Official figures underline the scale of the problem.
In October 2025, the UK Home Office revealed that the number of hate crimes recorded by police in England and Wales had risen for the first time in three years, including increases in racially and religiously motivated offences.
Religious hate crimes against Muslims rose by 19 percent, with a spike following the Southport murders and subsequent riots in mid-2025, the Home Office said.
The rise comes as hard-right politicians and activists, such as Reform leader Nigel Farage and the Islamophobic activist Tommy Robinson, rail against immigration. According to recent YouGov polling, if a general election were held tomorrow, Reform would lead with 24 percent.
Shabna Begum, head of Runnymede Trust, a race equality think tank, said, “Mainstream political and media actors have played in normalising and enabling racist narratives that have scapegoated migrants, people seeking asylum, Muslims and people of colour generally.”
In a report released last year, How Racism Affects Health, Runnymede highlighted the hypervigilance that people of colour have to operate with in order to guard their safety, and which causes long-term physiological damage, affecting life expectancy and mental health outcomes.
“For those that live in more disparate communities where they show up as minorities in a more visible way, that sense of threat is acute,” said Begum.

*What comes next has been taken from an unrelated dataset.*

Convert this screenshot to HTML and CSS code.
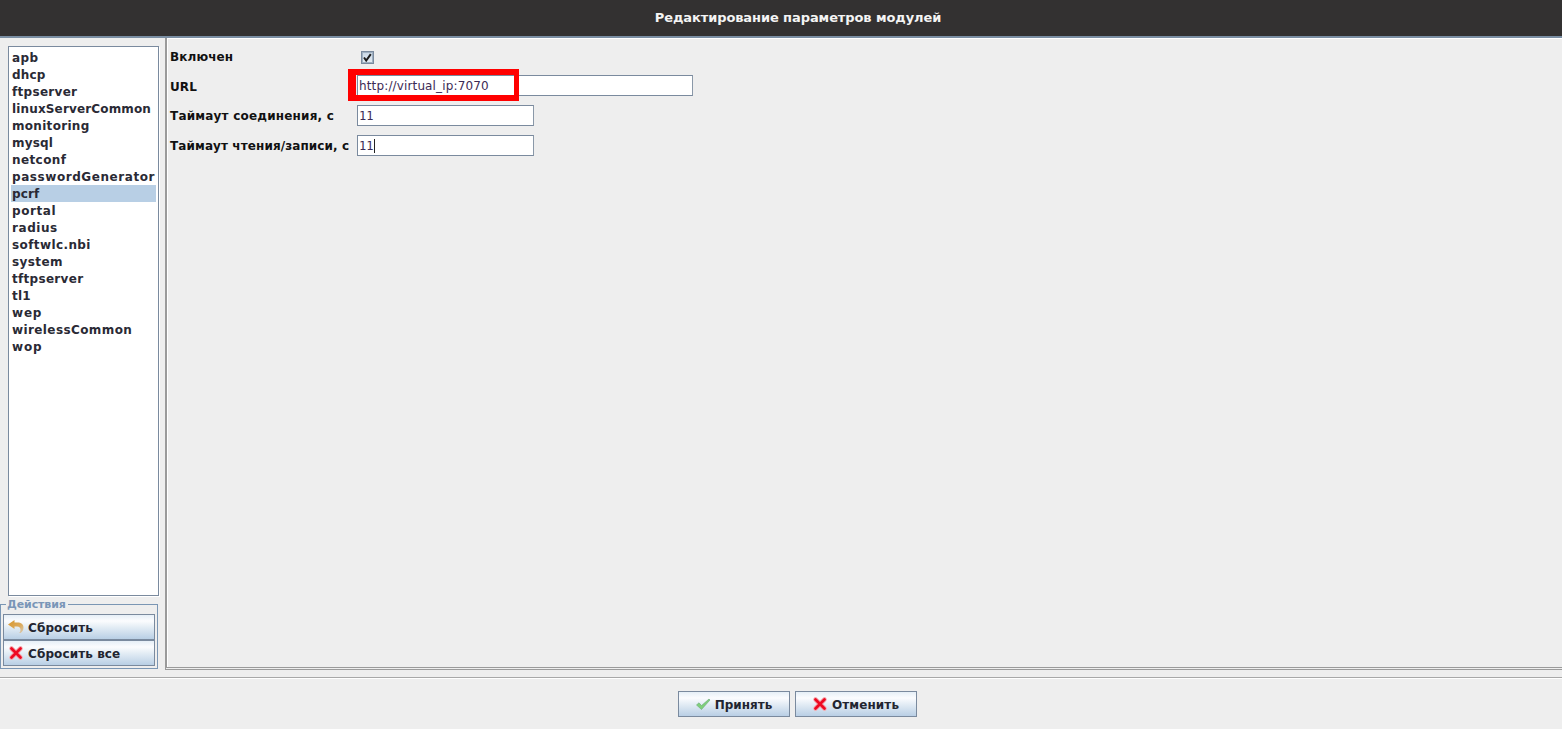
FILE: index.html
```html
<!DOCTYPE html>
<html lang="ru">
<head>
<meta charset="utf-8">
<title>Редактирование параметров модулей</title>
<link rel="stylesheet" href="styles.css">
</head>
<body>
<div class="app">
  <header class="titlebar">Редактирование параметров модулей</header>
  <div class="main">
    <aside class="side">
      <ul class="list">
        <li class="sp3">apb</li><li>dhcp</li><li class="sp2">ftpserver</li><li>linuxServerCommon</li><li class="sp2">monitoring</li><li>mysql</li><li class="sp3">netconf</li><li class="sp5">passwordGenerator</li><li class="sel">pcrf</li><li class="sp5">portal</li><li class="sp5">radius</li><li class="sp3">softwlc.nbi</li><li class="sp3">system</li><li class="sp2">tftpserver</li><li>tl1</li><li class="sp8">wep</li><li class="sp3">wirelessCommon</li><li class="sp8">wop</li>
      </ul>
      <fieldset class="actions">
        <legend>Действия</legend>
        <button class="btn side-btn" type="button">
          <svg class="ico" viewBox="0 0 16 16"><defs><linearGradient id="u" x1="0" y1="0" x2="1" y2="1"><stop offset="0" stop-color="#d8962c"/><stop offset=".6" stop-color="#dcaa5c"/><stop offset="1" stop-color="#d8cdb8"/></linearGradient></defs><path d="M6.500 1 0 5.500l6.500 4.500V7.500H9c2.500 0 3.500 1.500 3.500 3.500 0 1.200-.5 2.300-1.500 3h1.500c2-1 3-3 3-5.500C15.500 5 13 3.500 9.500 3.500h-3z" fill="url(#u)"/></svg>
          <span class="side-label">Сбросить</span>
        </button>
        <button class="btn side-btn" type="button">
          <svg class="ico" viewBox="0 0 16 16"><path d="M3.500 3.500 12.500 12.500M12.500 3.500 3.500 12.500" fill="none" stroke="#f3aab0" stroke-width="4.600" stroke-linecap="round"/><path d="M3.500 3.500 12.500 12.500M12.500 3.500 3.500 12.500" fill="none" stroke="#ee0a22" stroke-width="2.800" stroke-linecap="round"/></svg>
          <span class="side-label">Сбросить все</span>
        </button>
      </fieldset>
    </aside>
    <section class="content">
      <div class="form">
        <label class="lbl row1">Включен</label>
        <div class="row1"><span class="check"><svg viewBox="0 0 11 11"><path d="M2 5.500 4.200 8.500 8.800 2.200" fill="none" stroke="#1c1c1c" stroke-width="2"/></svg></span></div>
        <label class="lbl row2">URL</label>
        <div class="row2 field-wrap"><div class="field wide">http://virtual_ip:7070</div><div class="mark"></div></div>
        <label class="lbl row3">Таймаут соединения, с</label>
        <div class="row3"><div class="field narrow">11</div></div>
        <label class="lbl row4">Таймаут чтения/записи, с</label>
        <div class="row4"><div class="field narrow">11<span class="caret"></span></div></div>
      </div>
    </section>
  </div>
  <footer class="footer">
    <button class="btn foot-btn" type="button">
      <svg class="ico" viewBox="0 0 16 16"><path d="M1.500 9 4 6.800l2.500 2.800L14 3l1 1-8.500 9.500z" fill="#7fd07a" stroke="#6aa878" stroke-width=".6"/></svg>
      Принять
    </button>
    <button class="btn foot-btn" type="button">
      <svg class="ico" viewBox="0 0 16 16"><path d="M3.500 3.500 12.500 12.500M12.500 3.500 3.500 12.500" fill="none" stroke="#f3aab0" stroke-width="4.600" stroke-linecap="round"/><path d="M3.500 3.500 12.500 12.500M12.500 3.500 3.500 12.500" fill="none" stroke="#ee0a22" stroke-width="2.800" stroke-linecap="round"/></svg>
      <span class="cancel-label">Отменить</span>
    </button>
  </footer>
</div>
</body>
</html>
```
FILE: styles.css
```css
* { box-sizing: border-box; }
html, body { margin: 0; padding: 0; height: 100%; }
body {
  background: #eeeeee;
  font-family: "DejaVu Sans", sans-serif;
  font-size: 12px;
  font-weight: bold;
  color: #222;
  overflow: hidden;
}
.app { width: 1562px; height: 729px; display: flex; flex-direction: column; }
.titlebar {
  height: 38px;
  flex: none;
  background: #333131;
  border-bottom: 2px solid #7a8ea3;
  color: #f4f4f4;
  font-size: 13px;
  letter-spacing: -.09px;
  padding-left: 34px;
  padding-bottom: 2px;
  display: flex;
  align-items: center;
  justify-content: center;
}
.main { height: 632px; flex: none; display: flex; }
.side {
  width: 165px;
  flex: none;
  padding: 8px 6px 0 0;
  display: flex;
  flex-direction: column;
}
.list {
  list-style: none;
  margin: 0 0 0 8px;
  padding: 2px 2px 0 2px;
  width: 151px;
  height: 550px;
  background: #fff;
  border: 1px solid #7a8a9e;
  box-shadow: 1px 1px 0 #fff;
}
.list li { height: 17px; line-height: 19px; padding-left: 1px; white-space: nowrap; letter-spacing: .15px; color: #2a2a35; }
.list li.sp2 { letter-spacing: .3px; }
.list li.sp3 { letter-spacing: .4px; }
.list li.sp5 { letter-spacing: .57px; }
.list li.sp8 { letter-spacing: .8px; }
.list li.sel { background: #b8cfe5; }
.actions {
  margin: 4px 0 0 0;
  padding: 5px 2px 0;
  width: 158px;
  height: 69px;
  border: 1px solid #7a96b4;
  min-width: 0;
  display: flex;
  flex-direction: column;
}
.actions legend {
  padding: 0 2px 0 1px;
  margin-left: 3px;
  font-size: 11px;
  line-height: 9px;
  letter-spacing: -.1px;
  color: #7a96b8;
}
.btn {
  display: flex;
  align-items: center;
  font: inherit;
  color: #222530;
  border: 1px solid #7a8a9e;
  background: linear-gradient(#e6eff7 0, #fbfcfe 25%, #e4edf5 50%, #b9cfe5 100%);
  padding: 2px 0 0;
  cursor: pointer;
}
.side-btn { width: 152px; height: 26px; padding-left: 4px; gap: 4px; margin: 0; flex: none; }
.side-label { letter-spacing: .1px; }
.cancel-label { letter-spacing: .1px; }
.ico { width: 16px; height: 16px; flex: none; margin-top: -2px; }
.content {
  flex: 1;
  border-left: 2px solid #9a9a9a;
  border-bottom: 3px double #9a9a9a;
  box-shadow: inset 1px 1px 0 #fff;
  padding: 2px 3px;
}
.form {
  display: grid;
  grid-template-columns: 187px 1fr;
  grid-template-rows: 30px 30px 30px 30px;
}
.lbl { align-self: center; color: #111; white-space: nowrap; letter-spacing: .1px; }
.row1.lbl, .row2.lbl { padding-top: 4px; }
.row3.lbl, .row4.lbl { padding-top: 2px; }
.row3.lbl { letter-spacing: .2px; }
.form > div { align-self: center; }
.form > .row1 { padding-top: 4px; }
.check {
  display: flex;
  width: 13px;
  height: 13px;
  margin-left: 4px;
  border: 1px solid #7a8a9e;
  box-shadow: inset 0 0 0 1px #9fb0c2;
  background: linear-gradient(#c8d6e4, #e6eef6);
}
.check svg { width: 11px; height: 11px; }
.field-wrap { position: relative; }
.field {
  height: 21px;
  background: #fff;
  border: 1px solid #7a8a9e;
  border-right-color: #8a98a8;
  font-weight: normal;
  font-size: 12px;
  line-height: 20px;
  padding-left: 1px;
  color: #3c2a55;
  letter-spacing: .14px;
}
.wide { width: 336px; }
.narrow { width: 177px; font-family: "DejaVu Sans Mono", monospace; font-size: 12px; letter-spacing: 0; }
.caret { display: inline-block; width: 1px; height: 14px; background: #222; vertical-align: -3px; margin-left: 1px; }
.mark {
  position: absolute;
  left: -9px;
  top: -6px;
  width: 171px;
  height: 32px;
  border: 6px solid #ff0000;
  border-left-width: 8px;
  border-right-width: 5px;
  pointer-events: none;
}
.footer {
  flex: none;
  margin-top: 7px;
  border-top: 1px solid #a8a8a8;
  box-shadow: inset 0 1px 0 #fff;
  height: 52px;
  display: flex;
  justify-content: center;
  gap: 5px;
  padding-top: 13px;
  padding-left: 32px;
}
.foot-btn { height: 26px; justify-content: center; gap: 4px; }
.foot-btn:first-child { width: 112px; }
.foot-btn:last-child { width: 122px; }
```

School suspensions for racist incidents have more than doubled in recent years, according to UK Department for Education data.
“Children as young as four are being sent home for racist behaviour,” Begum said. “This shows a society where racism is out of control, and that our school systems are failing to deal with the problem.
“They are making calculated decisions about where they will go, what travel routes they will take; withdrawing from regular social and community activities because they can no longer trust that those spaces will be safe for them.”